In accordance with the UOC's academic regulations , irregular conduct during assessment, besides leading to a failing mark for the course, may be grounds for disciplinary proceedings and, where appropriate, the corresponding punishment, as established in the UOC's coexistence regulations.

In its assessment process, the UOC reserves the right to:

  • Ask the student to provide proof of their identity, as established in the university's academic regulations.
  • Request that students provide evidence of the authorship of their work, throughout the assessment process, both in continuous and final assessment, by means of an oral test or by whatever other synchronous or asynchronous means the UOC specifies. These means will check students' knowledge and competencies to verify authorship of their work, and under no circumstances will they constitute a second assessment. If it is not possible to guarantee the student's authorship, they will receive a D grade in the case of continuous assessment or a Fail in the case of final assessment.

    For this purpose, the UOC may require that students use a microphone, webcam or other devices during the assessment process, in which case it will be the student's responsibility to check that such devices are working correctly.


In order to pass the course, you must pass the continuous assessment and take a synthesis test.

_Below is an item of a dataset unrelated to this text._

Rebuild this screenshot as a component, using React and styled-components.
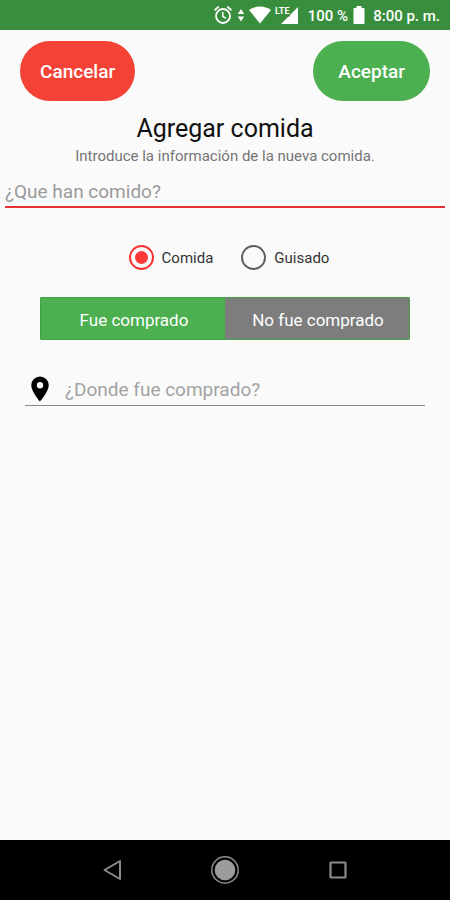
import React from "react";
import styled, { createGlobalStyle } from "styled-components";

const App = () => {
  const [type, setType] = React.useState("comida");
  const [bought, setBought] = React.useState(true);

  return (
    <Screen>
      <GlobalStyle />
      <StatusBar>
        <StatusIcons>
          <AlarmIcon />
          <DataIcon />
          <WifiIcon />
          <SignalIcon />
        </StatusIcons>
        <Percent>100 %</Percent>
        <BatteryIcon />
        <Clock>8:00 p. m.</Clock>
      </StatusBar>

      <Content>
        <Actions>
          <PillButton type="button" $color="#f44336">
            Cancelar
          </PillButton>
          <PillButton type="button" $color="#4caf50" $wide>
            Aceptar
          </PillButton>
        </Actions>

        <Title>Agregar comida</Title>
        <Subtitle>Introduce la información de la nueva comida.</Subtitle>
        <FoodInput aria-label="¿Que han comido?" placeholder="¿Que han comido?" />

        <RadioRow role="radiogroup" aria-label="Tipo">
          <RadioLabel>
            <Radio
              type="radio"
              name="type"
              checked={type === "comida"}
              onChange={() => setType("comida")}
            />
            Comida
          </RadioLabel>
          <RadioLabel>
            <Radio
              type="radio"
              name="type"
              checked={type === "guisado"}
              onChange={() => setType("guisado")}
            />
            Guisado
          </RadioLabel>
        </RadioRow>

        <Segment>
          <SegmentButton type="button" $on={bought} aria-pressed={bought} onClick={() => setBought(true)}>
            Fue comprado
          </SegmentButton>
          <SegmentButton type="button" $on={!bought} aria-pressed={!bought} onClick={() => setBought(false)}>
            No fue comprado
          </SegmentButton>
        </Segment>

        <PlaceRow>
          <PinIcon />
          <PlaceInput aria-label="¿Donde fue comprado?" placeholder="¿Donde fue comprado?" />
        </PlaceRow>
      </Content>

      <NavBar>
        <NavButton type="button" aria-label="Atrás">
          <svg width="28" height="28" viewBox="0 0 28 28">
            <path d="M22 5v18L6.500 14z" fill="none" stroke="#8c8c8c" strokeWidth="2" strokeLinejoin="round" />
          </svg>
        </NavButton>
        <NavButton type="button" aria-label="Inicio">
          <svg width="28" height="28" viewBox="0 0 28 28">
            <circle cx="14" cy="14" r="13.2" fill="none" stroke="#8c8c8c" strokeWidth="1.5" />
            <circle cx="14" cy="14" r="10.3" fill="#9c9c9c" />
          </svg>
        </NavButton>
        <NavButton type="button" aria-label="Recientes">
          <svg width="28" height="28" viewBox="0 0 28 28">
            <rect x="6.5" y="6.5" width="15" height="15" rx="0.5" fill="none" stroke="#8c8c8c" strokeWidth="2.2" />
          </svg>
        </NavButton>
      </NavBar>
    </Screen>
  );
};

const AlarmIcon = () => (
  <svg width="20" height="20" viewBox="0 0 20 20" fill="none" stroke="#fff" strokeWidth="1.8">
    <circle cx="10" cy="11" r="7" />
    <path d="M1.5 5.2 5.8 1.6M18.5 5.2 14.2 1.6" />
    <path d="M9.8 7v4.4l3.2 1.900" strokeWidth="1.5" />
  </svg>
);

const DataIcon = () => (
  <svg width="8" height="20" viewBox="0 0 8 20" fill="#fff">
    <path d="M4 4l3.2 5H.8zM4 16.5l3.2-5H.8z" />
  </svg>
);

const WifiIcon = () => (
  <svg width="22" height="20" viewBox="0 0 22 20" fill="#fff">
    <path d="M11 18.500 0 5C3 2.700 6.800 1.500 11 1.500S19 2.700 22 5z" />
  </svg>
);

// 신호 아이콘 위에 LTE 글자
const SignalIcon = () => (
  <svg width="24" height="20" viewBox="0 0 24 20" fill="#fff">
    <path d="M23 2v17H6l7.500-7.500H15V10z" />
    <text x="0" y="9" fontFamily="Liberation Sans Narrow, Roboto, sans-serif" fontSize="9" fontWeight="700">
      LTE
    </text>
  </svg>
);

const BatteryIcon = () => (
  <svg width="12" height="20" viewBox="0 0 12 20" fill="#fff">
    <path d="M3.500 1h5v2H10.500a1 1 0 0 1 1 1v14a1 1 0 0 1-1 1H1.500a1 1 0 0 1-1-1V4a1 1 0 0 1 1-1h2z" />
  </svg>
);

const PinIcon = () => (
  <svg width="18" height="26" viewBox="0 0 18 26">
    <path
      fillRule="evenodd"
      d="M9 .5A8.700 8.700 0 0 0 .3 9.200C.3 15.500 9 25.500 9 25.500s8.700-10 8.700-16.300A8.700 8.700 0 0 0 9 .5zM9 12.500a3.200 3.200 0 1 1 0-6.400 3.200 3.200 0 0 1 0 6.400z"
    />
  </svg>
);

const GlobalStyle = createGlobalStyle`
  * {
    box-sizing: border-box;
  }
  body {
    margin: 0;
    background-color: #fafafa;
    font-family: Roboto, "Liberation Sans", sans-serif;
  }
  button, input {
    font-family: inherit;
  }
`;

const Screen = styled.div`
  display: flex;
  flex-direction: column;
  min-height: 100vh;
`;

const StatusBar = styled.header`
  display: flex;
  align-items: center;
  justify-content: flex-end;
  height: 30px;
  padding: 0 10px;
  background-color: #388e3c;
  color: #fff;
  font-size: 15px;
  font-weight: 500;
`;

const StatusIcons = styled.div`
  display: flex;
  gap: 4px;
`;

const Percent = styled.span`
  margin: 2px 5px 0 9px;
`;

const Clock = styled.span`
  margin: 2px 0 0 8px;
`;

const Content = styled.main`
  display: flex;
  flex: 1;
  flex-direction: column;
  padding: 11px 5px 0;
`;

const Actions = styled.div`
  display: flex;
  justify-content: space-between;
  padding: 0 15px;
`;

const PillButton = styled.button`
  height: 60px;
  padding: 0 ${(props) => (props.$wide ? 25 : 20)}px;
  border: none;
  border-radius: 30px;
  background-color: ${(props) => props.$color};
  color: #fff;
  font-size: 19px;
  font-weight: 500;
`;

const Title = styled.h1`
  margin: 13px 0 0;
  color: #111;
  font-size: 25px;
  font-weight: 400;
  line-height: 30px;
  text-align: center;
`;

const Subtitle = styled.p`
  margin: 3px 0 0;
  color: #757575;
  font-size: 15px;
  line-height: 18px;
  text-align: center;
`;

const FoodInput = styled.input`
  width: 100%;
  height: 38px;
  margin-top: 5px;
  padding: 6px 0 0;
  border: none;
  border-bottom: 2px solid #e53035;
  outline: none;
  background: transparent;
  font-size: 19px;

  &::placeholder {
    color: #9a9a9a;
  }
`;

const RadioRow = styled.div`
  display: flex;
  justify-content: center;
  gap: 28px;
  margin-top: 37px;
  padding-left: 8px;
`;

const RadioLabel = styled.label`
  display: flex;
  align-items: center;
  gap: 8px;
  color: #333;
  font-size: 15px;
`;

const Radio = styled.input`
  display: grid;
  place-items: center;
  width: 25px;
  height: 25px;
  margin: 0;
  border: 2px solid #5f5f5f;
  border-radius: 50%;
  appearance: none;

  &:checked {
    border-color: #f9302f;
  }
  &:checked::before {
    content: "";
    width: 13px;
    height: 13px;
    border-radius: 50%;
    background-color: #fb3b3a;
  }
`;

const Segment = styled.div`
  display: flex;
  height: 43px;
  margin: 27px 35px 0;
  border: 1px solid #43a047;
  border-radius: 1px;
`;

const SegmentButton = styled.button`
  flex: 1;
  padding: 2px 0 0 2px;
  border: none;
  background-color: ${(props) => (props.$on ? "#4caf50" : "#7d7d7d")};
  color: #fff;
  font-size: 17px;
`;

const PlaceRow = styled.div`
  display: flex;
  align-items: center;
  gap: 16px;
  height: 38px;
  margin: 28px 20px 0;
  padding: 4px 0 0 6px;
  border-bottom: 1px solid #8a8a8a;
`;

const PlaceInput = styled.input`
  flex: 1;
  min-width: 0;
  padding: 2px 0 0;
  border: none;
  outline: none;
  background: transparent;
  font-size: 19px;

  &::placeholder {
    color: #a3a3a3;
  }
`;

const NavBar = styled.nav`
  display: flex;
  align-items: center;
  height: 60px;
  padding: 0 56px;
  background-color: #000;
`;

const NavButton = styled.button`
  display: flex;
  flex: 1;
  justify-content: center;
  padding: 0;
  border: none;
  background: none;
`;

export default App;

Your final mark for the course will be calculated as follows:

  • If you pass the continuous assessment and get the required minimum mark in the synthesis test, your final mark will be based on the weightings specified in the course plan.
  • If you pass the continuous assessment but don't get the required minimum mark in the synthesis test, your final mark will be the numerical mark from the synthesis test.
  • If you pass the continuous assessment and don't sit the synthesis test, you'll receive a final mark of Absent.
  • If you don't pass the continuous assessment, your final mark will be the mark you received in the continuous assessment.
  • If you don't take part in the continuous assessment, you'll receive a final mark of Absent.